MATERIAL PROVIDED:
** BEGIN **

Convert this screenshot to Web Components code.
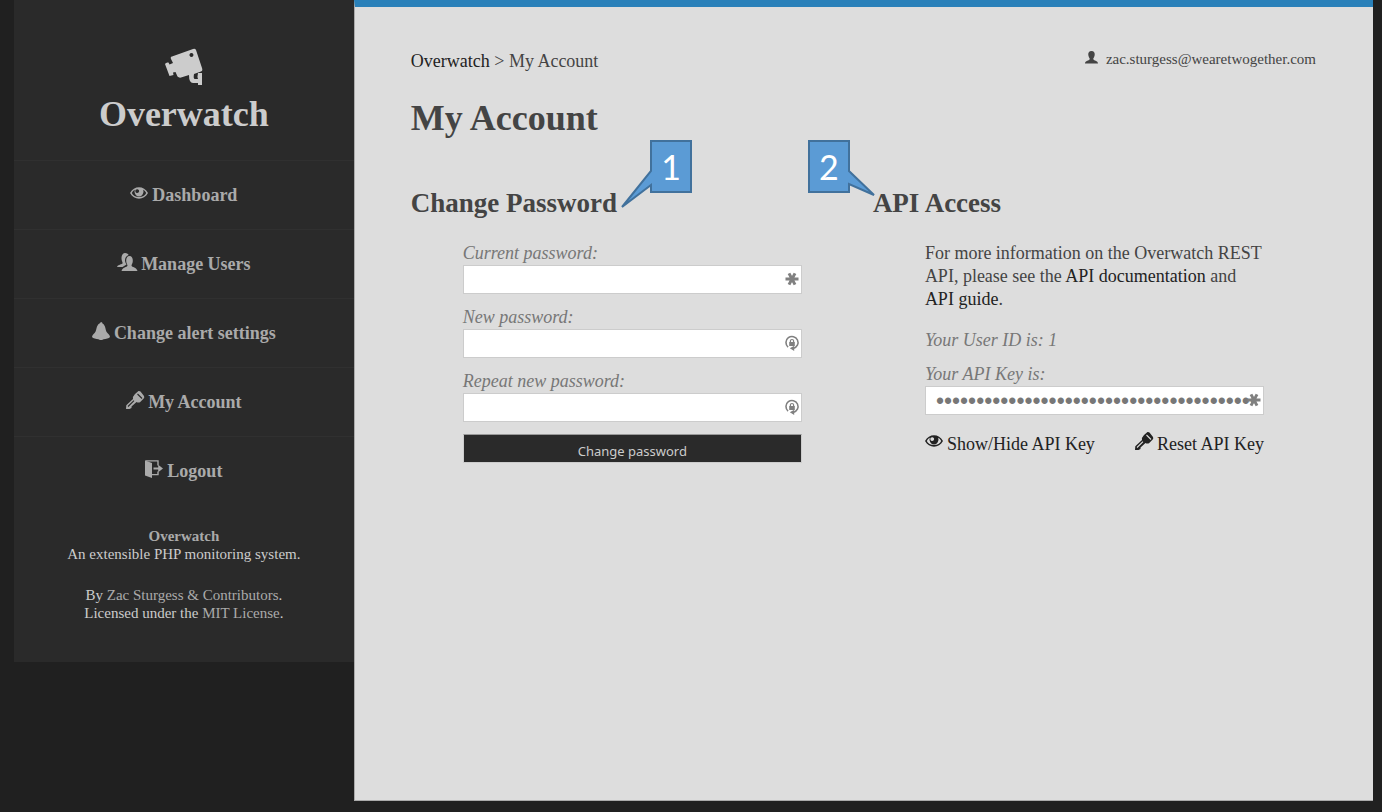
<!DOCTYPE html>
<html lang="en">
<head>
<meta charset="utf-8">
<meta name="viewport" content="width=device-width, initial-scale=1">
<title>Overwatch - My Account</title>
<style>
html{background:#202020}
body{margin:0;font:18px/23px "Liberation Serif","Times New Roman",serif;color:#444}
</style>
</head>
<body>
<ow-app>
  <ow-sidebar slot="side">
    <ow-nav-item icon="eye">Dashboard</ow-nav-item>
    <ow-nav-item icon="users">Manage Users</ow-nav-item>
    <ow-nav-item icon="bell">Change alert settings</ow-nav-item>
    <ow-nav-item icon="key">My Account</ow-nav-item>
    <ow-nav-item icon="logout">Logout</ow-nav-item>
  </ow-sidebar>
  <ow-topbar user="zac.sturgess@wearetwogether.com">My Account</ow-topbar>
  <ow-columns>
    <ow-section heading="Change Password" step="1" side="right"><ow-password-form></ow-password-form></ow-section>
    <ow-section heading="API Access" step="2" side="left"><ow-api-access></ow-api-access></ow-section>
  </ow-columns>
</ow-app>
<script>
const ICONS = {
  camera: ['0 0 38 38', '<path fill-rule="evenodd" d="M7 8.500Q5 9 6 11L8 15 4.500 16.500 3.500 14.500Q1 14 0 16L4.500 28 8.500 27 8 24.500 10.500 24 12.500 28.500Q14 30 16 29.500L24 27Q24 35 28 35H33V37H37V25H33Q32 29 33 31H30Q28 31 29 26L36 23.500Q38 22.500 37 20L31 2Q30 0 28 1ZM26.500 5A2 2 0 1 1 26.400 5Z"/>'],
  eye: ['0 0 18 12', '<path fill-rule="evenodd" d="M0 6C4 -1.800 14 -1.800 18 6 14 13.500 4 13.500 0 6ZM1.800 6C3 8.500 5.500 10 9 10S15 8.500 16.200 6C15.500 4.500 14.500 3.400 13.200 2.700A5.200 5.200 0 0 1 9 9.600 5.200 5.200 0 0 1 4.800 2.700C3.500 3.400 2.500 4.500 1.800 6ZM7.500 2.200A1.900 1.900 0 1 0 8.500 5.500 1.900 1.900 0 0 0 7.500 2.200Z"/>'],
  users: ['0 0 20 18', '<path d="M8 0C10 0 11.500 1 11.500 2 9 3 8 5 8 7.500 8 9 9 10.500 9.500 11.500L5.500 14H0C1 11.500 3.500 12 5.500 10.500 6 9.500 4.500 8 4.500 5.500 4.500 2 6 0 8 0Z"/><path d="M12.500 3C14.700 3 16 5 15.800 8 15.800 10.500 14.500 11.500 14.500 12.500 15 14.500 19.500 14 20.500 18H4.500C5.500 14 10 14.500 10.500 12.500 10.500 11.500 9.200 10.500 9.200 8 9 5 10.300 3 12.500 3Z"/>'],
  bell: ['0 0 18 18', '<path fill-rule="evenodd" d="M9 0Q10.500 0 10.500 1.500C14 3.500 13 8 15 10.500 16 12 18 13 18 15 17 16.500 14 17 11.500 17.200 11 18.300 7 18.300 6.500 17.200 4 17 1 16.500 0 15 0 13 2 12 3 10.500 5 8 4 3.500 7.500 1.500 7.500 0 9 0ZM2 14.200C3 15.600 5 15.600 6.500 15.800 7 14.600 11 14.600 11.500 15.800 13 15.600 15 15.600 16 14.200 12 12.600 6 12.600 2 14.200Z"/>'],
  key: ['0 0 18 18', '<path d="M9 3 12.500 0Q13.500 -.3 14.500 .5L18 5Q18.700 6.500 17.700 7.500L14 11.300Q12 12 10.500 11L5.500 15.500V17L3.500 18H0L.3 14.300 7 8Q6.500 5.500 9 3Z"/><path fill="none" stroke="var(--hole)" stroke-width="1.100" d="m11.500 3 4.500 4.500M2 15.500 8 9.700"/>'],
  logout: ['0 0 18 18', '<path d="M0 .5 7 3V18L0 15.500Z"/><path fill="none" stroke="currentColor" stroke-width="1.400" d="M.5 .9H13V5.500M13 11.500V14.600H7"/><path d="M8.500 7.600H13.200V4.800L18 8.500 13.200 12.200V9.500H8.500Z"/>'],
  user: ['0 0 13 13', '<path d="M6.500 0C9 0 10 1.700 9.700 4 9.500 6 8.300 7 8.200 8 8.500 9.700 13 9.500 13 12.500H0C0 9.500 4.500 9.700 4.800 8 4.700 7 3.500 6 3.300 4 3 1.700 4 0 6.500 0Z"/>'],
  star: ['0 0 14 14', '<path fill="none" stroke="currentColor" stroke-width="3" d="M.5 7H13.500M4 1.400 10 12.600M10 1.400 4 12.600"/>'],
  renew: ['0 0 16 16', '<path fill="none" stroke="currentColor" stroke-width="1.800" d="M3.500 12.700A6.900 6.900 0 1 1 9.500 14.200"/><path d="M10.500 11V17L5.500 14ZM4.800 6.800H11.200V11.500H4.800Z"/><path fill="none" stroke="currentColor" stroke-width="1.400" d="M6.200 7V5.500Q6.200 4 8 4T9.800 5.500V7"/>']
};

function element(name, build) {
  customElements.define(name, class extends HTMLElement {
    connectedCallback() {
      if (this.shadowRoot) return;
      const t = document.createElement('template');
      t.innerHTML = build(this);
      this.attachShadow({mode: 'open'}).append(t.content);
    }
  });
}

const linkCss = 'a{color:inherit;text-decoration:none}a:hover{text-decoration:underline}';

element('ow-icon', el => {
  const [box, body] = ICONS[el.getAttribute('name')];
  return `<style>:host{display:inline-block;width:18px;height:18px}svg{display:block;width:100%;height:100%;overflow:visible}</style>
  <svg viewBox="${box}" fill="currentColor" aria-hidden="true">${body}</svg>`;
});

element('ow-app', () => `<style>
  :host{display:grid;grid-template-columns:1fr 3fr;align-items:start;padding:0 9px 11px 14px;min-height:100vh;box-sizing:border-box}
  main{align-self:stretch;box-sizing:border-box;background:#ddd;border-top:7px solid #2980b9;border-bottom:1px solid #aaa;border-left:1px solid #aaa;padding:43px 57px 40px 56px}
  </style><slot name="side"></slot><main><slot></slot></main>`);

element('ow-sidebar', () => `<style>
  :host{display:block;background:#2a2a2a;color:#ccc;text-align:center}
  header{padding:48px 0 25px}
  header ow-icon{width:38px;height:38px}
  h1{margin:1px 0 0;font-size:36px;line-height:42px}
  footer{padding:22px 16px 40px;font-size:15px;line-height:18px}
  p{margin:0 0 23px}p:last-child{margin:0}
  ${linkCss} a{color:#aaa}
  </style>
  <header><ow-icon name="camera"></ow-icon><h1>Overwatch</h1></header>
  <nav><slot></slot></nav>
  <footer><p><a href="#"><b>Overwatch</b></a><br>An extensible PHP monitoring system.</p>
  <p>By <a href="#">Zac Sturgess</a> <a href="#">&amp; Contributors</a>.<br>Licensed under the <a href="#">MIT License</a>.</p></footer>`);

element('ow-nav-item', el => `<style>
  :host{display:block;border-top:1px solid #303030;--hole:#2a2a2a}
  a{display:flex;justify-content:center;align-items:center;gap:4px;height:68px;color:#aaa;font-weight:bold;text-decoration:none}
  ow-icon{margin-bottom:4px}
  ow-icon[name=users]{width:20px}
  </style><a href="#"><ow-icon name="${el.getAttribute('icon')}"></ow-icon><slot></slot></a>`);

element('ow-topbar', el => `<style>
  :host{display:block}
  div{display:flex;justify-content:space-between;align-items:flex-start}
  .user{display:flex;gap:8px;font-size:15px;line-height:18px}
  .user ow-icon{width:13px;height:13px;margin-top:1px}
  h1{margin:24px 0 0;font-size:36px;line-height:42px}
  ${linkCss} nav a{color:#222}
  </style>
  <div><nav aria-label="Breadcrumb"><a href="#">Overwatch</a> &gt; <slot></slot></nav>
  <span class="user"><ow-icon name="user"></ow-icon>${el.getAttribute('user')}</span></div>
  <h1>${el.textContent}</h1>`);

element('ow-columns', () => `<style>
  :host{display:grid;grid-template-columns:1fr 1fr;gap:19px;margin-top:42px}
  </style><slot></slot>`);

element('ow-section', el => `<style>
  :host{display:block}
  h2{position:relative;display:inline-block;margin:0;font-size:27px;line-height:44px}
  ow-callout{position:absolute;top:-41px}
  ow-callout[side=right]{left:100%}
  ow-callout[side=left]{right:100%}
  .body{padding:17px 52px 0}
  </style><h2>${el.getAttribute('heading')}<ow-callout side="${el.getAttribute('side')}">${el.getAttribute('step')}</ow-callout></h2>
  <div class="body"><slot></slot></div>`);

element('ow-callout', el => {
  const right = el.getAttribute('side') === 'right';
  const d = right ? 'M34 1H74V52H34V45L5 67 34 31Z' : 'M1 1H41V31L66 55 41 44V52H1Z';
  return `<style>
  :host{display:block;width:${right ? 75 : 65}px;height:68px}
  svg{display:block;overflow:visible}
  span{position:absolute;top:0;${right ? 'right:0' : 'left:0'};width:42px;line-height:53px;text-align:center;font-family:Lato,sans-serif;font-size:34px;font-weight:400;color:#fff}
  </style><svg width="75" height="68" aria-hidden="true"><path d="${d}" fill="#5b9bd5" stroke="#41719c" stroke-width="2"/></svg><span><slot></slot></span>`;
});

element('ow-field', el => `<style>
  :host{display:block}
  label{display:block;font-style:italic;color:#777;line-height:23px}
  div{position:relative}
  input{display:block;box-sizing:border-box;width:100%;height:29px;margin:0;border:1px solid #ccc;border-radius:0;background:#fff;padding:2px 10px 0;font:23px/25px "Liberation Sans",sans-serif;color:#777}
  ow-icon{position:absolute;right:3px;top:7px;width:14px;height:14px;color:#808080}
  </style><label for="f">${el.getAttribute('label')}</label>
  <div><input id="f" type="password" value="${el.getAttribute('value') || ''}"><ow-icon name="${el.getAttribute('icon')}"></ow-icon></div>`);

element('ow-password-form', () => `<style>
  :host{display:block}
  form{display:grid;gap:12px}
  button{box-sizing:border-box;width:100%;height:29px;margin:0;border:1px solid #ccc;border-top-color:#999;background:#2a2a2a;color:#ccc;padding:5px 0 0;font:13px/20px "Noto Sans",sans-serif}
  </style><form>
  <ow-field label="Current password:" icon="star"></ow-field>
  <ow-field label="New password:" icon="renew"></ow-field>
  <ow-field label="Repeat new password:" icon="renew"></ow-field>
  <button type="button">Change password</button></form>`);

element('ow-api-access', () => `<style>
  :host{display:block;color:#444;--hole:#ddd}
  p{margin:0 0 18px}
  .id{margin-bottom:11px;font-style:italic;color:#777}
  .actions{display:flex;justify-content:space-between;margin-top:18px}
  .actions a{display:flex;gap:4px}
  .actions ow-icon{margin-top:-1px}
  ${linkCss} a{color:#222}
  </style>
  <p>For more information on the Overwatch REST API, please see the <a href="#">API documentation</a> and <a href="#">API guide</a>.</p>
  <p class="id">Your User ID is: 1</p>
  <ow-field label="Your API Key is:" icon="star" value="0123456789012345678901234567890123456789"></ow-field>
  <div class="actions"><a href="#"><ow-icon name="eye"></ow-icon>Show/Hide API Key</a><a href="#"><ow-icon name="key"></ow-icon>Reset API Key</a></div>`);
</script>
</body>
</html>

** END **

TASK INSTRUCTIONS:
Note every line above where the string "this" shows up, and copy those lines.

CORRECT OUTPUT:
Convert this screenshot to Web Components code.
      if (this.shadowRoot) return;
      t.innerHTML = build(this);
      this.attachShadow({mode: 'open'}).append(t.content);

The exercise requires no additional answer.